Recorded information.
◆ ◆ ◆ ◆ ◆ ◆ ◆

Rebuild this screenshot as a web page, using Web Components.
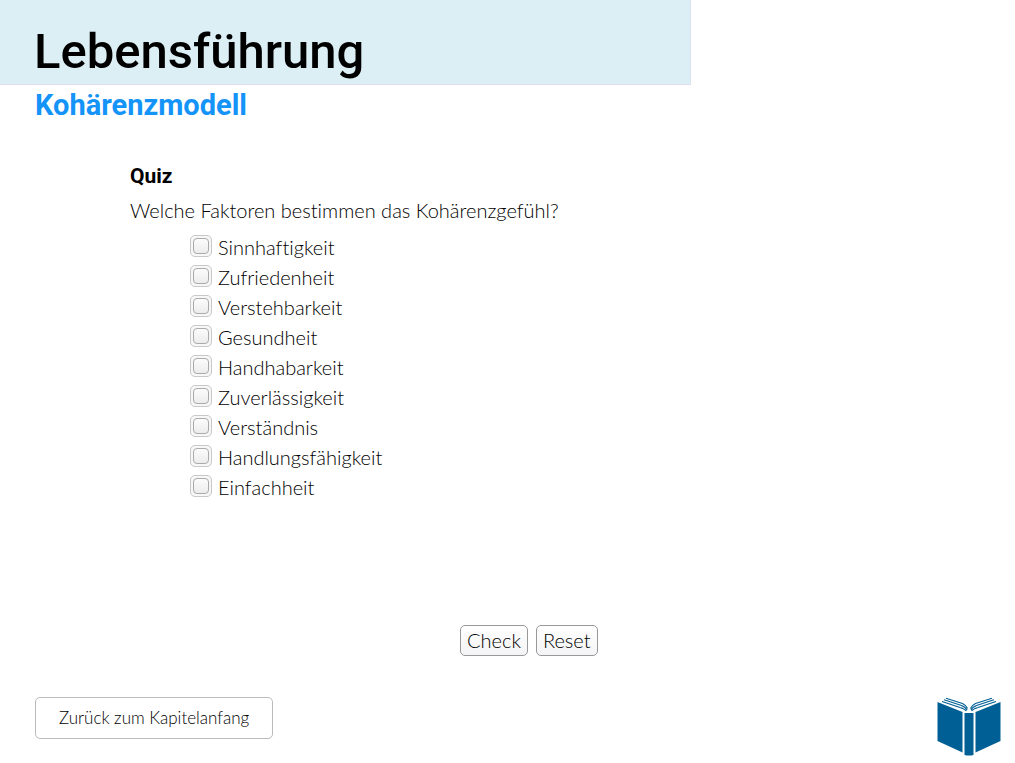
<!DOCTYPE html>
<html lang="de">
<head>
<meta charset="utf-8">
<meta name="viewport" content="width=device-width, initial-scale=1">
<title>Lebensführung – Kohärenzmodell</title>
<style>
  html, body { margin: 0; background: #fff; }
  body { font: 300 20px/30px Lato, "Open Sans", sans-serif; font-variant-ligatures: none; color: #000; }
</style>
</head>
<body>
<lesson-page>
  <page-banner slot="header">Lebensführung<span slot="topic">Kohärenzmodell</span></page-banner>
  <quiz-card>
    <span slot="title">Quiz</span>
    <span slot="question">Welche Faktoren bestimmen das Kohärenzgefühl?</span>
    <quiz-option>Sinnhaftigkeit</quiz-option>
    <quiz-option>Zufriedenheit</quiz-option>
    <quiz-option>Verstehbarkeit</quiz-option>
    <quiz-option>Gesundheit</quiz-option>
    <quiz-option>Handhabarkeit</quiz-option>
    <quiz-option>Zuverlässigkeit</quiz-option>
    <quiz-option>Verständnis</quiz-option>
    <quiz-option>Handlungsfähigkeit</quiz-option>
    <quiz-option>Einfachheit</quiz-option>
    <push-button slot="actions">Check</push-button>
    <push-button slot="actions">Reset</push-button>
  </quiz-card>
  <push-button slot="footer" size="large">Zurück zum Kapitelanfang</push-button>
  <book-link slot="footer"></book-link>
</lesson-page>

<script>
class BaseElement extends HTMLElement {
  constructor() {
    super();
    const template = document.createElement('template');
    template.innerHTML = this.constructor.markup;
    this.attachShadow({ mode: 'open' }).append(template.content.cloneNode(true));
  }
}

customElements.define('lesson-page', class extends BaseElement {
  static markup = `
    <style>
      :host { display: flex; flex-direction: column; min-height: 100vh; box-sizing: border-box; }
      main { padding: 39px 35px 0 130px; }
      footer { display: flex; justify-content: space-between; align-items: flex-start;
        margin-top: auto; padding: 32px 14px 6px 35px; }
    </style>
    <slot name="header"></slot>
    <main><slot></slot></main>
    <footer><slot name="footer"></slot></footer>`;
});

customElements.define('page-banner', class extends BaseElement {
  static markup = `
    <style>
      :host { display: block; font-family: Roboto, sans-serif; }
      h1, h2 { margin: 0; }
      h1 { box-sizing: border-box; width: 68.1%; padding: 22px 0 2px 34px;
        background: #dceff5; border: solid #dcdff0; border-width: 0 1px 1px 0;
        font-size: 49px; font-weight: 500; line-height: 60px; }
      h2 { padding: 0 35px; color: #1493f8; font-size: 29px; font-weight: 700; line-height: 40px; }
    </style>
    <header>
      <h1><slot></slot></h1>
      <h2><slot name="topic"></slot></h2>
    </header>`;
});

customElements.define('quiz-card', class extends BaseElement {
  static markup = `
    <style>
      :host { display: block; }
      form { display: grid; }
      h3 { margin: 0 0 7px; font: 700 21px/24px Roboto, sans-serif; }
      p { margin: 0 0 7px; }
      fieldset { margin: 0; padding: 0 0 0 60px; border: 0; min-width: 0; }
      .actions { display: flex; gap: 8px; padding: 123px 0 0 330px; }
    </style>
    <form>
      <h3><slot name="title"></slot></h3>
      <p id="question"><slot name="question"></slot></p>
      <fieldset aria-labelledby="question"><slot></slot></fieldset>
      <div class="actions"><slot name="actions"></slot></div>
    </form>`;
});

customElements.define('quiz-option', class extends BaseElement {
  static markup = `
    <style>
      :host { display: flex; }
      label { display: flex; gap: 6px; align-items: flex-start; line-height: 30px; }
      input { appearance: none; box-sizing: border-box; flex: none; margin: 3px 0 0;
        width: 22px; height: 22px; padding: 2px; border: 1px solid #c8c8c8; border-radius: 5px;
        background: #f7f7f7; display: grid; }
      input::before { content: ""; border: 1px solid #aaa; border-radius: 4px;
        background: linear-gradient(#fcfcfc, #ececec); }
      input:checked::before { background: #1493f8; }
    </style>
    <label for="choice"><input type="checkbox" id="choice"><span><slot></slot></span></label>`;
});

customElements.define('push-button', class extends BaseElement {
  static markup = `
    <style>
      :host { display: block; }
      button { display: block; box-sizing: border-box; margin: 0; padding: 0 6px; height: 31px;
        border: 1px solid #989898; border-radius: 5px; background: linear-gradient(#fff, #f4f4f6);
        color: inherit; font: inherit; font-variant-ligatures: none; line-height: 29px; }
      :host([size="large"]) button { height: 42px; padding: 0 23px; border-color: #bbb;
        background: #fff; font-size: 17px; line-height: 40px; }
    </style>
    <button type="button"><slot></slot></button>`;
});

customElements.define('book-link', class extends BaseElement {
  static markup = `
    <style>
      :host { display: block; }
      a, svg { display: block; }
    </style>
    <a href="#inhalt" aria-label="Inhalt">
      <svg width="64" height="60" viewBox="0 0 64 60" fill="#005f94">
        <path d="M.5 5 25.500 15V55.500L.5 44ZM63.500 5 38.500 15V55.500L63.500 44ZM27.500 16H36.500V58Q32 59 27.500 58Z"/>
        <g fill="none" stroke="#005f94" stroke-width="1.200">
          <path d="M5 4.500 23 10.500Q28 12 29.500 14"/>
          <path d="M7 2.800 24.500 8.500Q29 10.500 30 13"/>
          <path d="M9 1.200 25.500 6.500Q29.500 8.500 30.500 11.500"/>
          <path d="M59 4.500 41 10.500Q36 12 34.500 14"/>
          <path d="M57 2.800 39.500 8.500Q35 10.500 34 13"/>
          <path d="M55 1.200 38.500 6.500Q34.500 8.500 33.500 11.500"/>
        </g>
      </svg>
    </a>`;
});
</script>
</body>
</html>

◆ ◆ ◆ ◆ ◆ ◆ ◆

Exercise goal. Every line of the material is to be quoted exactly, with no pictures carried over.

Output for this exercise.
Rebuild this screenshot as a web page, using Web Components.
<!DOCTYPE html>
<html lang="de">
<head>
<meta charset="utf-8">
<meta name="viewport" content="width=device-width, initial-scale=1">
<title>Lebensführung – Kohärenzmodell</title>
<style>
  html, body { margin: 0; background: #fff; }
  body { font: 300 20px/30px Lato, "Open Sans", sans-serif; font-variant-ligatures: none; color: #000; }
</style>
</head>
<body>
<lesson-page>
  <page-banner slot="header">Lebensführung<span slot="topic">Kohärenzmodell</span></page-banner>
  <quiz-card>
    <span slot="title">Quiz</span>
    <span slot="question">Welche Faktoren bestimmen das Kohärenzgefühl?</span>
    <quiz-option>Sinnhaftigkeit</quiz-option>
    <quiz-option>Zufriedenheit</quiz-option>
    <quiz-option>Verstehbarkeit</quiz-option>
    <quiz-option>Gesundheit</quiz-option>
    <quiz-option>Handhabarkeit</quiz-option>
    <quiz-option>Zuverlässigkeit</quiz-option>
    <quiz-option>Verständnis</quiz-option>
    <quiz-option>Handlungsfähigkeit</quiz-option>
    <quiz-option>Einfachheit</quiz-option>
    <push-button slot="actions">Check</push-button>
    <push-button slot="actions">Reset</push-button>
  </quiz-card>
  <push-button slot="footer" size="large">Zurück zum Kapitelanfang</push-button>
  <book-link slot="footer"></book-link>
</lesson-page>

<script>
class BaseElement extends HTMLElement {
  constructor() {
    super();
    const template = document.createElement('template');
    template.innerHTML = this.constructor.markup;
    this.attachShadow({ mode: 'open' }).append(template.content.cloneNode(true));
  }
}

customElements.define('lesson-page', class extends BaseElement {
  static markup = `
    <style>
      :host { display: flex; flex-direction: column; min-height: 100vh; box-sizing: border-box; }
      main { padding: 39px 35px 0 130px; }
      footer { display: flex; justify-content: space-between; align-items: flex-start;
        margin-top: auto; padding: 32px 14px 6px 35px; }
    </style>
    <slot name="header"></slot>
    <main><slot></slot></main>
    <footer><slot name="footer"></slot></footer>`;
});

customElements.define('page-banner', class extends BaseElement {
  static markup = `
    <style>
      :host { display: block; font-family: Roboto, sans-serif; }
      h1, h2 { margin: 0; }
      h1 { box-sizing: border-box; width: 68.1%; padding: 22px 0 2px 34px;
        background: #dceff5; border: solid #dcdff0; border-width: 0 1px 1px 0;
        font-size: 49px; font-weight: 500; line-height: 60px; }
      h2 { padding: 0 35px; color: #1493f8; font-size: 29px; font-weight: 700; line-height: 40px; }
    </style>
    <header>
      <h1><slot></slot></h1>
      <h2><slot name="topic"></slot></h2>
    </header>`;
});

customElements.define('quiz-card', class extends BaseElement {
  static markup = `
    <style>
      :host { display: block; }
      form { display: grid; }
      h3 { margin: 0 0 7px; font: 700 21px/24px Roboto, sans-serif; }
      p { margin: 0 0 7px; }
      fieldset { margin: 0; padding: 0 0 0 60px; border: 0; min-width: 0; }
      .actions { display: flex; gap: 8px; padding: 123px 0 0 330px; }
    </style>
    <form>
      <h3><slot name="title"></slot></h3>
      <p id="question"><slot name="question"></slot></p>
      <fieldset aria-labelledby="question"><slot></slot></fieldset>
      <div class="actions"><slot name="actions"></slot></div>
    </form>`;
});

customElements.define('quiz-option', class extends BaseElement {
  static markup = `
    <style>
      :host { display: flex; }
      label { display: flex; gap: 6px; align-items: flex-start; line-height: 30px; }
      input { appearance: none; box-sizing: border-box; flex: none; margin: 3px 0 0;
        width: 22px; height: 22px; padding: 2px; border: 1px solid #c8c8c8; border-radius: 5px;
        background: #f7f7f7; display: grid; }
      input::before { content: ""; border: 1px solid #aaa; border-radius: 4px;
        background: linear-gradient(#fcfcfc, #ececec); }
      input:checked::before { background: #1493f8; }
    </style>
    <label for="choice"><input type="checkbox" id="choice"><span><slot></slot></span></label>`;
});

customElements.define('push-button', class extends BaseElement {
  static markup = `
    <style>
      :host { display: block; }
      button { display: block; box-sizing: border-box; margin: 0; padding: 0 6px; height: 31px;
        border: 1px solid #989898; border-radius: 5px; background: linear-gradient(#fff, #f4f4f6);
        color: inherit; font: inherit; font-variant-ligatures: none; line-height: 29px; }
      :host([size="large"]) button { height: 42px; padding: 0 23px; border-color: #bbb;
        background: #fff; font-size: 17px; line-height: 40px; }
    </style>
    <button type="button"><slot></slot></button>`;
});

customElements.define('book-link', class extends BaseElement {
  static markup = `
    <style>
      :host { display: block; }
      a, svg { display: block; }
    </style>
    <a href="#inhalt" aria-label="Inhalt">
      <svg width="64" height="60" viewBox="0 0 64 60" fill="#005f94">
        <path d="M.5 5 25.500 15V55.500L.5 44ZM63.500 5 38.500 15V55.500L63.500 44ZM27.500 16H36.500V58Q32 59 27.500 58Z"/>
        <g fill="none" stroke="#005f94" stroke-width="1.200">
          <path d="M5 4.500 23 10.500Q28 12 29.500 14"/>
          <path d="M7 2.800 24.500 8.500Q29 10.500 30 13"/>
          <path d="M9 1.200 25.500 6.500Q29.500 8.500 30.500 11.500"/>
          <path d="M59 4.500 41 10.500Q36 12 34.500 14"/>
          <path d="M57 2.800 39.500 8.500Q35 10.500 34 13"/>
          <path d="M55 1.200 38.500 6.500Q34.500 8.500 33.500 11.500"/>
        </g>
      </svg>
    </a>`;
});
</script>
</body>
</html>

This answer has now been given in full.